/---

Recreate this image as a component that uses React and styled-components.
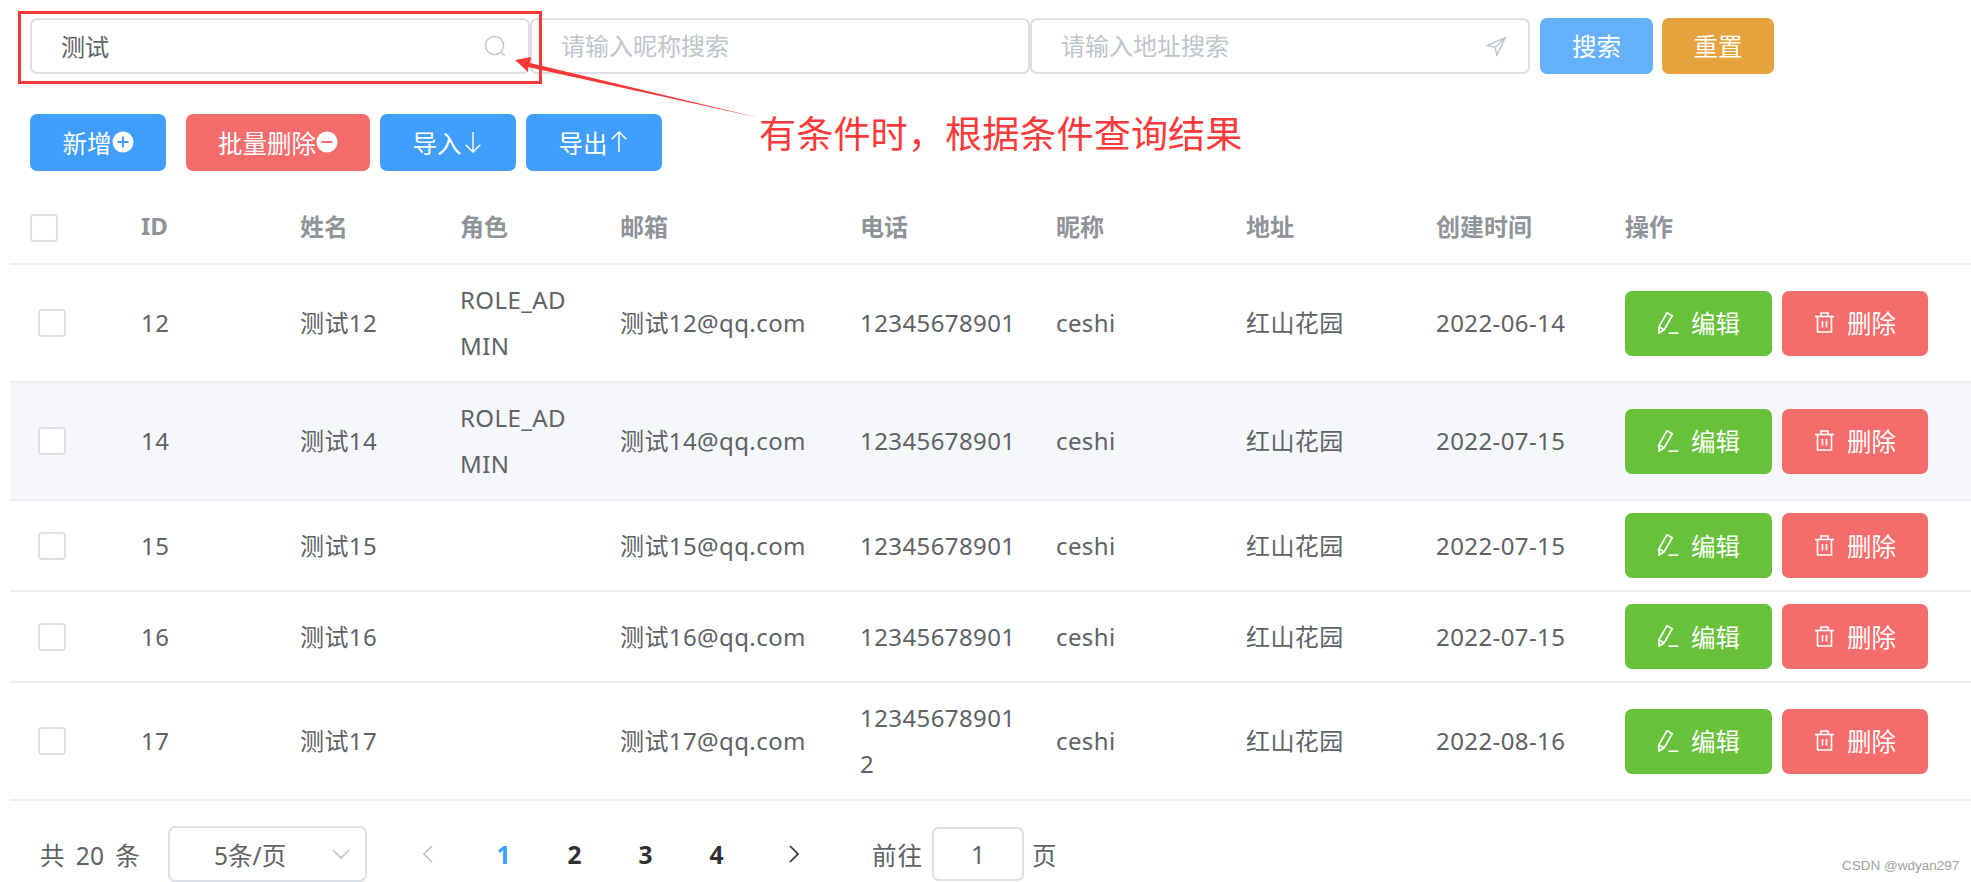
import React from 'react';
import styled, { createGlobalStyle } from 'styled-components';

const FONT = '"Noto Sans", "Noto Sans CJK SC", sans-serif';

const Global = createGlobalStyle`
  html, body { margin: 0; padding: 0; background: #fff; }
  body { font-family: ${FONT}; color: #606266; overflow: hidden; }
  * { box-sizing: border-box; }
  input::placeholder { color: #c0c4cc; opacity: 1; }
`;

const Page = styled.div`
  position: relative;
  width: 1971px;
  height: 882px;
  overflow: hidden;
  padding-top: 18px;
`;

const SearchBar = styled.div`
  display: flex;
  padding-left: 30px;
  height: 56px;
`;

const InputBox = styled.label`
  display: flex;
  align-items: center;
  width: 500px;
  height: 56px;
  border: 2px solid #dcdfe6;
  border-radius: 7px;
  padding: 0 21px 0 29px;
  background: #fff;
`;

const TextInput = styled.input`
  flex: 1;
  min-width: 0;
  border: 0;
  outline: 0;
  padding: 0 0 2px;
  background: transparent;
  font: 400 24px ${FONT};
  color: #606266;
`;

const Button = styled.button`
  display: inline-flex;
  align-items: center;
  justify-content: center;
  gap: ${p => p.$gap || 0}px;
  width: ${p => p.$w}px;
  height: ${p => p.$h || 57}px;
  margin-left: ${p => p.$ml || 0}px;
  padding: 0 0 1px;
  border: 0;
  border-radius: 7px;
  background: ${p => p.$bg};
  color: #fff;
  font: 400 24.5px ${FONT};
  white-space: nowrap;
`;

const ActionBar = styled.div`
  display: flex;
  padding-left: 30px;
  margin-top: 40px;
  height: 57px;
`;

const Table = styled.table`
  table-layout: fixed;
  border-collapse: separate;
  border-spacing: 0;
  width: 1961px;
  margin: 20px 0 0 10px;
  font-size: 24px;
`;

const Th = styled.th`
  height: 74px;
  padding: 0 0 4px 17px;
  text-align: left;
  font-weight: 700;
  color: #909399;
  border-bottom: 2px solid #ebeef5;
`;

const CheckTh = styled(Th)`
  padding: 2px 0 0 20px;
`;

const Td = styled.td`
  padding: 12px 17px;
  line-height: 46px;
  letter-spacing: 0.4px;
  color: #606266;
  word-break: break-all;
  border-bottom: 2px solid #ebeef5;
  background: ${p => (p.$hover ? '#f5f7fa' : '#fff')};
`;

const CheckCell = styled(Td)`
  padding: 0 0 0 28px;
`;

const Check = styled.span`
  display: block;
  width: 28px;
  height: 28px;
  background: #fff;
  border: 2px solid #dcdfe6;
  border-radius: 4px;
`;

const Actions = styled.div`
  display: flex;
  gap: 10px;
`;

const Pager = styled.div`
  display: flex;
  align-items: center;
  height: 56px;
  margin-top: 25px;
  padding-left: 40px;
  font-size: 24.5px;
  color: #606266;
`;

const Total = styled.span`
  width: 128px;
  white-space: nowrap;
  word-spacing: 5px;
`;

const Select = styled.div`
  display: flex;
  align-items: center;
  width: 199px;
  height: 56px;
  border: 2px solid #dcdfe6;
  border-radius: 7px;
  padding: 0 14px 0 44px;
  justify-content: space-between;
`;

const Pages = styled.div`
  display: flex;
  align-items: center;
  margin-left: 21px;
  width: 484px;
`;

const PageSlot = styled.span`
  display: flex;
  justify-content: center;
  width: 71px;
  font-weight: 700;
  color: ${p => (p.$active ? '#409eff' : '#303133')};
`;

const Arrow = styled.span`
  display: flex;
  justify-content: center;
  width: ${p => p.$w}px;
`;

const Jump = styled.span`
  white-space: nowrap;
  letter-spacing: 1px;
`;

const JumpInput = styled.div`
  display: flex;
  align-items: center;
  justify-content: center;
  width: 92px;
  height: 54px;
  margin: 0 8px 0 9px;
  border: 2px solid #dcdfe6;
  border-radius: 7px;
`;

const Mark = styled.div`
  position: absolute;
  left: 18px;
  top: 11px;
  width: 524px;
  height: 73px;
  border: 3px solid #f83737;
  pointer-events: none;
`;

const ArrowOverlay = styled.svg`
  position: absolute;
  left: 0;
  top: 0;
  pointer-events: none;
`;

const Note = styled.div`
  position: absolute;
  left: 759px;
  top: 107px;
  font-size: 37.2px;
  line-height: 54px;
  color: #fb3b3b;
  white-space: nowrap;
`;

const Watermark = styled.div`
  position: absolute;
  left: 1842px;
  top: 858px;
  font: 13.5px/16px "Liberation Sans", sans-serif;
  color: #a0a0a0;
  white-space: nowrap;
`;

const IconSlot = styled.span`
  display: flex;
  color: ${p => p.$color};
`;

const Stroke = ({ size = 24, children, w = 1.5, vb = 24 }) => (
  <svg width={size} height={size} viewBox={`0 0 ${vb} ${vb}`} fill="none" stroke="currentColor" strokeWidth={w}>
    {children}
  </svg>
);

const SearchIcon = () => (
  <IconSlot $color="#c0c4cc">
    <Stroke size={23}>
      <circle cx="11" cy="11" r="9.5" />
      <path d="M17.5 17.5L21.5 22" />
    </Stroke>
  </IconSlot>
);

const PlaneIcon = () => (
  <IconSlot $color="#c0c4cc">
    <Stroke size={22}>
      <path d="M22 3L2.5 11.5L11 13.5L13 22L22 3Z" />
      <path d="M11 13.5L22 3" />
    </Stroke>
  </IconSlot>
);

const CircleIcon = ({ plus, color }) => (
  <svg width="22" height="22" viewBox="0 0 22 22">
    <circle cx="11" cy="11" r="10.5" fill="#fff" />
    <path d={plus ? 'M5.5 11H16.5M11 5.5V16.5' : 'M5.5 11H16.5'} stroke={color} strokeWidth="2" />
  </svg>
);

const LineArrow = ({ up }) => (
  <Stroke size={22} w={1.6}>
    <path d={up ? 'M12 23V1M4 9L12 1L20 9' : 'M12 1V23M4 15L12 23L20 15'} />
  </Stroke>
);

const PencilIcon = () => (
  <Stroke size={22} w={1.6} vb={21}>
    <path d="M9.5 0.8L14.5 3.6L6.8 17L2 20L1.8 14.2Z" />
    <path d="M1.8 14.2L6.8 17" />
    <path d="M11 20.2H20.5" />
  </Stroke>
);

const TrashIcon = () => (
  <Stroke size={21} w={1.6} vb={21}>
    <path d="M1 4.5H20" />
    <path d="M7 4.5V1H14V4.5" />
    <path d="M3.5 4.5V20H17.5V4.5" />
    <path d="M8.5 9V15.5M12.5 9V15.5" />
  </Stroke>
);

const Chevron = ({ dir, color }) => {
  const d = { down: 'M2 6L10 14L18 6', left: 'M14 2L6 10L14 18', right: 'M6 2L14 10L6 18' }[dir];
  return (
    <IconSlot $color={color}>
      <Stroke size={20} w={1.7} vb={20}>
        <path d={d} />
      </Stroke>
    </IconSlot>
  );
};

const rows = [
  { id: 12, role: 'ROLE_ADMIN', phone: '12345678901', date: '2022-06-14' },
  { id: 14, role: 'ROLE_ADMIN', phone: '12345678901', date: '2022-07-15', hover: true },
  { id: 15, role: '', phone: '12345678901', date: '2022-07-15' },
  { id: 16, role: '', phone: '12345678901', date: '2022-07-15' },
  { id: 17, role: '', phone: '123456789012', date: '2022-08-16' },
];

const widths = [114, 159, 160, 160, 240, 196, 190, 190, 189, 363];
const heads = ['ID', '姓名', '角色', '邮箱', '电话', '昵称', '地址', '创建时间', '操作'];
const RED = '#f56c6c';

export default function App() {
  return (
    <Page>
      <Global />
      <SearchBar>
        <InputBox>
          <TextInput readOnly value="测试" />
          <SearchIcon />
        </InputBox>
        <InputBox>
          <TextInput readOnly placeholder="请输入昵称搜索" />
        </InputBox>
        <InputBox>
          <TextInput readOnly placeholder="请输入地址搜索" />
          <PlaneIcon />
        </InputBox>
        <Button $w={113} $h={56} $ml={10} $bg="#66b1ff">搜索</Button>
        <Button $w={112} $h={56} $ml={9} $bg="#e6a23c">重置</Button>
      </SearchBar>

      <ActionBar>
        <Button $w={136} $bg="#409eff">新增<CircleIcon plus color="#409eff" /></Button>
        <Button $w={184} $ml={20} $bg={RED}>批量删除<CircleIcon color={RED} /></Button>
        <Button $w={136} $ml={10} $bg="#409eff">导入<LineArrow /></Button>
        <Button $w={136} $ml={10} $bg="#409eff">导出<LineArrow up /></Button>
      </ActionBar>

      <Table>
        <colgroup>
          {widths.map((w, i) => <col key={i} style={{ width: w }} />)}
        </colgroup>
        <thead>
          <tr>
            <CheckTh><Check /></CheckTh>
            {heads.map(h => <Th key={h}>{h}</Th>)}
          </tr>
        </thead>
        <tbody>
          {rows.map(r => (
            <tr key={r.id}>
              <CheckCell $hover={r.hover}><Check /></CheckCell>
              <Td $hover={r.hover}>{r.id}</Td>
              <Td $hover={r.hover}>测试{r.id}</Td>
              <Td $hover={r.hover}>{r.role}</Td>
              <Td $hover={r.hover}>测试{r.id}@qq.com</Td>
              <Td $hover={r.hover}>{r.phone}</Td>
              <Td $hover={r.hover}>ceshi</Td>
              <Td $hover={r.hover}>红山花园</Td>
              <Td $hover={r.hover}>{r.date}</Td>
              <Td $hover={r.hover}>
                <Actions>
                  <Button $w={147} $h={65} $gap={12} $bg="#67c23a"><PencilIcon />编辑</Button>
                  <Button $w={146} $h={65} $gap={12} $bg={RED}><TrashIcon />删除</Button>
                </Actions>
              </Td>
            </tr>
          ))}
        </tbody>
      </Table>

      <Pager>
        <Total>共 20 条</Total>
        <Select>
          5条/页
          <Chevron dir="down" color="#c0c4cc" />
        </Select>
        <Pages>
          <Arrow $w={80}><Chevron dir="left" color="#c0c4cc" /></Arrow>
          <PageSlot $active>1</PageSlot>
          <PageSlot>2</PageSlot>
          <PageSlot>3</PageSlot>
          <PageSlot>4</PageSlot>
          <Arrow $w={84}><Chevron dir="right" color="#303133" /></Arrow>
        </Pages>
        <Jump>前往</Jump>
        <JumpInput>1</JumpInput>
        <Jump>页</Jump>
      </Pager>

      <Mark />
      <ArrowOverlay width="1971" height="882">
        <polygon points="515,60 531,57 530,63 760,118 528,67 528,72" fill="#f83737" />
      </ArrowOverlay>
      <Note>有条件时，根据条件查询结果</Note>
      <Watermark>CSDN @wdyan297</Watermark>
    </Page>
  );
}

\---

Check each line above for the word "React", and copy the lines where it appears.

Recreate this image as a component that uses React and styled-components.
import React from 'react';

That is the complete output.